◆ AIM: Check each line of the material. Copy those containing "components".

◆ DATASET CONTENT:
· · · ·

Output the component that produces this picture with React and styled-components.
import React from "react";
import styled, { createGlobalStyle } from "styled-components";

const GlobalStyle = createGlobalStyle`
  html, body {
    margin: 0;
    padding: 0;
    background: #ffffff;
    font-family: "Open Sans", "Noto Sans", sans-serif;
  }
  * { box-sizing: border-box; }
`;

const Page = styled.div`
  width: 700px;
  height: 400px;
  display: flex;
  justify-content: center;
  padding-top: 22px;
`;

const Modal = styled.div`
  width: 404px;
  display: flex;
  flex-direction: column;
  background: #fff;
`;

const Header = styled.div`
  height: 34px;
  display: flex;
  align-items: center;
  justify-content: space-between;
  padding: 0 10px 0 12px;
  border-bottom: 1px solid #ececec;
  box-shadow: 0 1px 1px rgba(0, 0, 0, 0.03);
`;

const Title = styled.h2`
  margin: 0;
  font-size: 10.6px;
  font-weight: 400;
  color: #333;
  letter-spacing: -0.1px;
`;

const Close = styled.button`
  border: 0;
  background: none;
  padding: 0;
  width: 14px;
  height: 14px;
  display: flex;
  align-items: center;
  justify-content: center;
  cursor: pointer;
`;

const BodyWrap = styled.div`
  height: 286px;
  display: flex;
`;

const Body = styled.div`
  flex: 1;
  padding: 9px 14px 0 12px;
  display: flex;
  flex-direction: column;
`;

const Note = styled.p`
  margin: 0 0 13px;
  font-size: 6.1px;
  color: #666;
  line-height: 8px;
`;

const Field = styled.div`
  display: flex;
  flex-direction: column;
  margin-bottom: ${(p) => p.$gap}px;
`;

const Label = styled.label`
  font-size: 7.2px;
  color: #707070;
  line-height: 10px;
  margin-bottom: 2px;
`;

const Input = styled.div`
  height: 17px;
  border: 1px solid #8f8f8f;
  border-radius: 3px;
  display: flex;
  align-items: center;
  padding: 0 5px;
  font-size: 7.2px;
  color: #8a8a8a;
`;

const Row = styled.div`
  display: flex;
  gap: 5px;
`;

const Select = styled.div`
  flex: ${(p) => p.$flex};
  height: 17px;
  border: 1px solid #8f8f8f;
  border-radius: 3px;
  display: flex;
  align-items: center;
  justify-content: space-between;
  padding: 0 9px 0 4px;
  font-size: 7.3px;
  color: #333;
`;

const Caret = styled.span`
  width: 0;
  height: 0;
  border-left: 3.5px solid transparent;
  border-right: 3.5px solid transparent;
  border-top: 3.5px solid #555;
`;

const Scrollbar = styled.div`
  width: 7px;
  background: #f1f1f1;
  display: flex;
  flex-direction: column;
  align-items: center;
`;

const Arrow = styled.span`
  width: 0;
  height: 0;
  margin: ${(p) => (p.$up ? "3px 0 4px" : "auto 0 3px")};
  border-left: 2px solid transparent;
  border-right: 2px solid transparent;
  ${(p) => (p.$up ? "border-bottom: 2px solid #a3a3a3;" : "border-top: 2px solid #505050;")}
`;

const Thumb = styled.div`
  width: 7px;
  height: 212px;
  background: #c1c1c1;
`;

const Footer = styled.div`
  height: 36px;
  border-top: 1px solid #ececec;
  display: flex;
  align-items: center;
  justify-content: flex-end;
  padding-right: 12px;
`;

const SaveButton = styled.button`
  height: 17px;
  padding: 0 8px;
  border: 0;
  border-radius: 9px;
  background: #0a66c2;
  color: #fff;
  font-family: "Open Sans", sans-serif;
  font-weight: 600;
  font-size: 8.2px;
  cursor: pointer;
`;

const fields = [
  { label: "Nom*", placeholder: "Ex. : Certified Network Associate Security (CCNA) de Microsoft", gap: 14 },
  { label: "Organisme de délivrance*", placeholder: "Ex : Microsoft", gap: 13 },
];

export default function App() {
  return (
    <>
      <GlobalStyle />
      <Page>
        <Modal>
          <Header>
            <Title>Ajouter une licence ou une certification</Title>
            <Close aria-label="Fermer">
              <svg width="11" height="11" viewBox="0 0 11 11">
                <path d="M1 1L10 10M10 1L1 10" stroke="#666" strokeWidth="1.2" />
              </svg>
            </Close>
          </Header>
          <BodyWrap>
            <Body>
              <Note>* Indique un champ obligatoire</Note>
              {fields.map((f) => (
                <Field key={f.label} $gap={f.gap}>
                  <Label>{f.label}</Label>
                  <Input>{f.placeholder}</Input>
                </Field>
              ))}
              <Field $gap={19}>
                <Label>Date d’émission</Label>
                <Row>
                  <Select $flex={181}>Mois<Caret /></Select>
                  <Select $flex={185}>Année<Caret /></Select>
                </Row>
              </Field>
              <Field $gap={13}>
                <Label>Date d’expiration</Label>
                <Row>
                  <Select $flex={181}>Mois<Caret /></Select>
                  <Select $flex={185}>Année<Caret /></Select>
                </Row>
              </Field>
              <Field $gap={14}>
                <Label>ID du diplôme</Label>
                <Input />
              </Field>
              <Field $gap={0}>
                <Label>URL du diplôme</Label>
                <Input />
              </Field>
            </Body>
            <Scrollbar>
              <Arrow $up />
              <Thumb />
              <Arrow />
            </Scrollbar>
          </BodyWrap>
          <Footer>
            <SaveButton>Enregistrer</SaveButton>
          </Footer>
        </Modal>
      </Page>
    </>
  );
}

· · · ·

◆ REPLY:
Output the component that produces this picture with React and styled-components.
import styled, { createGlobalStyle } from "styled-components";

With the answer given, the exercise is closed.